__Problem details__. Copy nothing but the text: reproduce each line of the listing exactly and leave the pictures out.

__Provided material__.
------

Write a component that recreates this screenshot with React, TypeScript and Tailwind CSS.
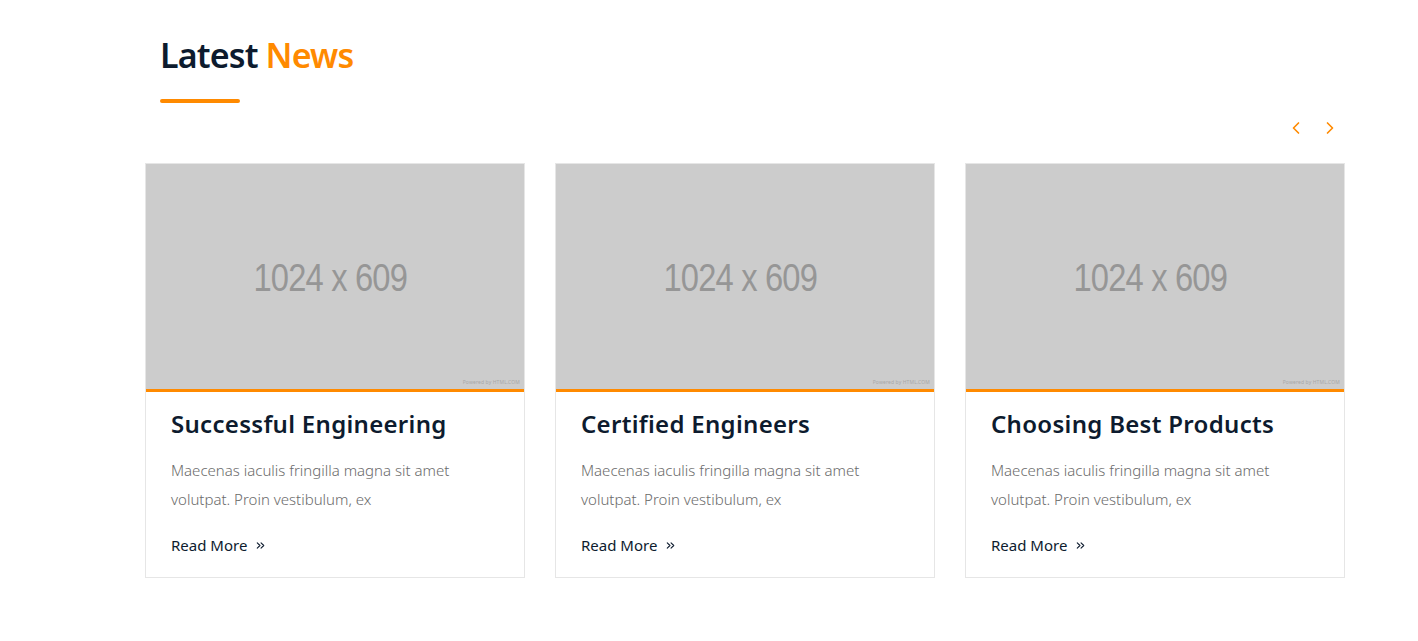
import React from 'react';
import { ChevronLeft, ChevronRight, ChevronsRight } from 'lucide-react';

const posts = [
  { id: 1, title: 'Successful Engineering' },
  { id: 2, title: 'Certified Engineers' },
  { id: 3, title: 'Choosing Best Products' },
];

const excerpt = 'Maecenas iaculis fringilla magna sit amet volutpat. Proin vestibulum, ex';

const Placeholder: React.FC = () => (
  <div className="relative h-[228px] bg-[#cccccc] border-b-[3px] border-[#ff8a00] flex items-center justify-center">
    <span
      className="text-[38px] text-[#969696] scale-x-[0.86] tracking-tight -ml-[10px] mt-[3px]"
      style={{ fontFamily: '"Liberation Sans", Arial, sans-serif' }}
    >
      1024 x 609
    </span>
    <span className="absolute right-[4px] bottom-[3px] text-[5px] text-[#a8a8a8] tracking-wide">
      Powered by HTML.COM
    </span>
  </div>
);

export default function App() {
  return (
    <div className="min-h-[641px] bg-white" style={{ fontFamily: '"Noto Sans", "Open Sans", sans-serif' }}>
      <div className="w-[1200px] ml-[145px] pt-[33px]">
        <div className="px-[15px]">
          <h2 className="text-[34px] font-semibold leading-[44px] text-[#0d1b2e] tracking-tight">
            Latest <span className="text-[#ff8a00]">News</span>
          </h2>
          <div className="mt-[22px] w-[80px] h-[4px] rounded-full bg-[#ff8a00]" />
        </div>

        <div className="flex justify-end gap-[14px] mt-[15px] pr-[5px] text-[#ff8a00]">
          <button><ChevronLeft className="w-[20px] h-[20px]" strokeWidth={2} /></button>
          <button><ChevronRight className="w-[20px] h-[20px]" strokeWidth={2} /></button>
        </div>

        <div className="grid grid-cols-3 gap-[30px] mt-[25px]">
          {posts.map(post => (
            <div key={post.id} className="border border-[#e6e6e6] bg-white">
              <Placeholder />
              <div className="px-[25px] pt-[15px] pb-[21px]">
                <h3 className="text-[24px] font-semibold leading-[34px] text-[#0d1b2e] tracking-[0.3px]">
                  {post.title}
                </h3>
                <p className="mt-[15px] text-[15px] leading-[29px] text-[#6b6b6b] font-light">
                  {excerpt}
                </p>
                <a className="mt-[20px] flex items-center gap-[7px] text-[15px] leading-[22px] text-[#0d1b2e] cursor-pointer">
                  Read More
                  <ChevronsRight className="w-[13px] h-[13px]" strokeWidth={2} />
                </a>
              </div>
            </div>
          ))}
        </div>
      </div>
    </div>
  );
}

------

__Completed task__.
Write a component that recreates this screenshot with React, TypeScript and Tailwind CSS.
import React from 'react';
import { ChevronLeft, ChevronRight, ChevronsRight } from 'lucide-react';

const posts = [
  { id: 1, title: 'Successful Engineering' },
  { id: 2, title: 'Certified Engineers' },
  { id: 3, title: 'Choosing Best Products' },
];

const excerpt = 'Maecenas iaculis fringilla magna sit amet volutpat. Proin vestibulum, ex';

const Placeholder: React.FC = () => (
  <div className="relative h-[228px] bg-[#cccccc] border-b-[3px] border-[#ff8a00] flex items-center justify-center">
    <span
      className="text-[38px] text-[#969696] scale-x-[0.86] tracking-tight -ml-[10px] mt-[3px]"
      style={{ fontFamily: '"Liberation Sans", Arial, sans-serif' }}
    >
      1024 x 609
    </span>
    <span className="absolute right-[4px] bottom-[3px] text-[5px] text-[#a8a8a8] tracking-wide">
      Powered by HTML.COM
    </span>
  </div>
);

export default function App() {
  return (
    <div className="min-h-[641px] bg-white" style={{ fontFamily: '"Noto Sans", "Open Sans", sans-serif' }}>
      <div className="w-[1200px] ml-[145px] pt-[33px]">
        <div className="px-[15px]">
          <h2 className="text-[34px] font-semibold leading-[44px] text-[#0d1b2e] tracking-tight">
            Latest <span className="text-[#ff8a00]">News</span>
          </h2>
          <div className="mt-[22px] w-[80px] h-[4px] rounded-full bg-[#ff8a00]" />
        </div>

        <div className="flex justify-end gap-[14px] mt-[15px] pr-[5px] text-[#ff8a00]">
          <button><ChevronLeft className="w-[20px] h-[20px]" strokeWidth={2} /></button>
          <button><ChevronRight className="w-[20px] h-[20px]" strokeWidth={2} /></button>
        </div>

        <div className="grid grid-cols-3 gap-[30px] mt-[25px]">
          {posts.map(post => (
            <div key={post.id} className="border border-[#e6e6e6] bg-white">
              <Placeholder />
              <div className="px-[25px] pt-[15px] pb-[21px]">
                <h3 className="text-[24px] font-semibold leading-[34px] text-[#0d1b2e] tracking-[0.3px]">
                  {post.title}
                </h3>
                <p className="mt-[15px] text-[15px] leading-[29px] text-[#6b6b6b] font-light">
                  {excerpt}
                </p>
                <a className="mt-[20px] flex items-center gap-[7px] text-[15px] leading-[22px] text-[#0d1b2e] cursor-pointer">
                  Read More
                  <ChevronsRight className="w-[13px] h-[13px]" strokeWidth={2} />
                </a>
              </div>
            </div>
          ))}
        </div>
      </div>
    </div>
  );
}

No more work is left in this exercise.